‘No money for anything but war, debt and entitlements’

Published 9:27 am Monday, July 7, 2008

By Staff
We went down to Indiana for fireworks. All five of us, the first time in recent memory we were all together in the same vehicle, even on a holiday.
The night erupted on all four sides in surround sound. One of my more memorable Fourths of July. Then I came home and read Chuck Hagel's sobering "America: Our Next Chapter."
The Republican Nebraska senator could be running mate for either John McCain or Barack Obama.
Hagel gets the bind we're in while others pass problems along to the next Congress with lip service so as to not threaten their re-election by confronting reality. For example, we all should know by now that America's huge entitlement programs are on a trajectory that cannot be sustained.

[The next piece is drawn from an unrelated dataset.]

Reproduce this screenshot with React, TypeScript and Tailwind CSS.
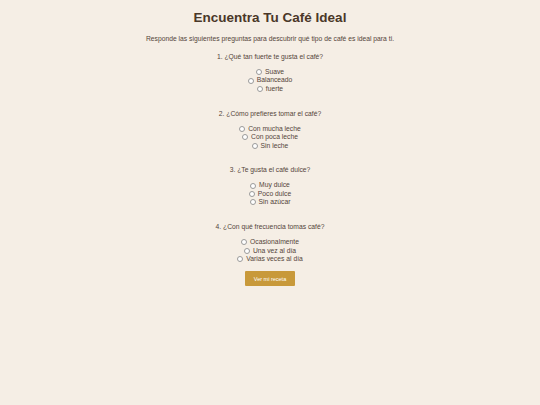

In the 2007 fiscal year, the Congressional Budget Office told us that 62 percent of the $2.7 trillion budget was obligated to mandatory spending, including 44 percent just for Social Security, Medicare and Medicaid.
Each year the percentage of the budget committed to entitlement programs widens.
The current unfunded liability for Social Security over the next 75 years is approaching $5 trillion. Medicare's unfunded liability is almost $34 trillion, Medicaid's, $8.5 trillion. That's an unfathomable $47 trillion the American people are obliged to pay on top of a national debt of almost $9 trillion. How deep are we going to dig this hole?
Medicare is growing faster than any other government program because health care costs and the number of retirees are growing in tandem.
There will be enormous pressure to divert even more money, leaving nothing for other discretionary programs, be they roads, parks, housing, education or research.
Thanks to unchecked federal spending, America, with the world's largest economy, paradoxically finds itself mired in long-term financial trouble.
Our national debt held by the public exceeds $5 trillion, with half held by foreign investors and governments.
Every day, just to make interest payments on this ocean of debt, someone – the Saudis, the Chinese, the Europeans – must invest $2 billion to $3 billion in our Treasury bonds and notes.
Between interest on the national debt, government retirement plans, veterans' benefits and the three big entitlement programs, only about a third of the budget, $960 billion, remains with which the president and Congress can play politics.
And within that shrinking discretionary category, defense spending crowds out other possibilities. "One of these days," Hagel points out, "there will be no money for anything but war, debt and entitlements."
Plus, the $10 billion a month being spent in Iraq and another $2 billion a month on Afghanistan does not appear in the budget or as a liability on America's balance sheet because it is considered as "supplemental" or "emergency" funding.
"It's like magic money," Hagel says. "Since 2001, President Bush has sent 10 emergency supplemental appropriations requests to Congress, totaling $820 billion. We have been financing (two) wars through these sleight-of-hand appropriations, not through the regular oversight process in congressional hearings. No wonder our budget and fiscal policy is in shambles. The money does come from somewhere and still has to be accounted for. The administration and Congress have been very clever with smoke-and-mirror tactics like 'forward funding' and '13-month budgets' … Ultimately, the American people will have to pay."
While U.S. freshmen and sophomores in high school rank near the bottom fifth in applying math concepts to the real world, American youngsters spend more time watching television than in school.
In 2005, six of the top 10 corporate patent recipients in the United States were not U.S. companies.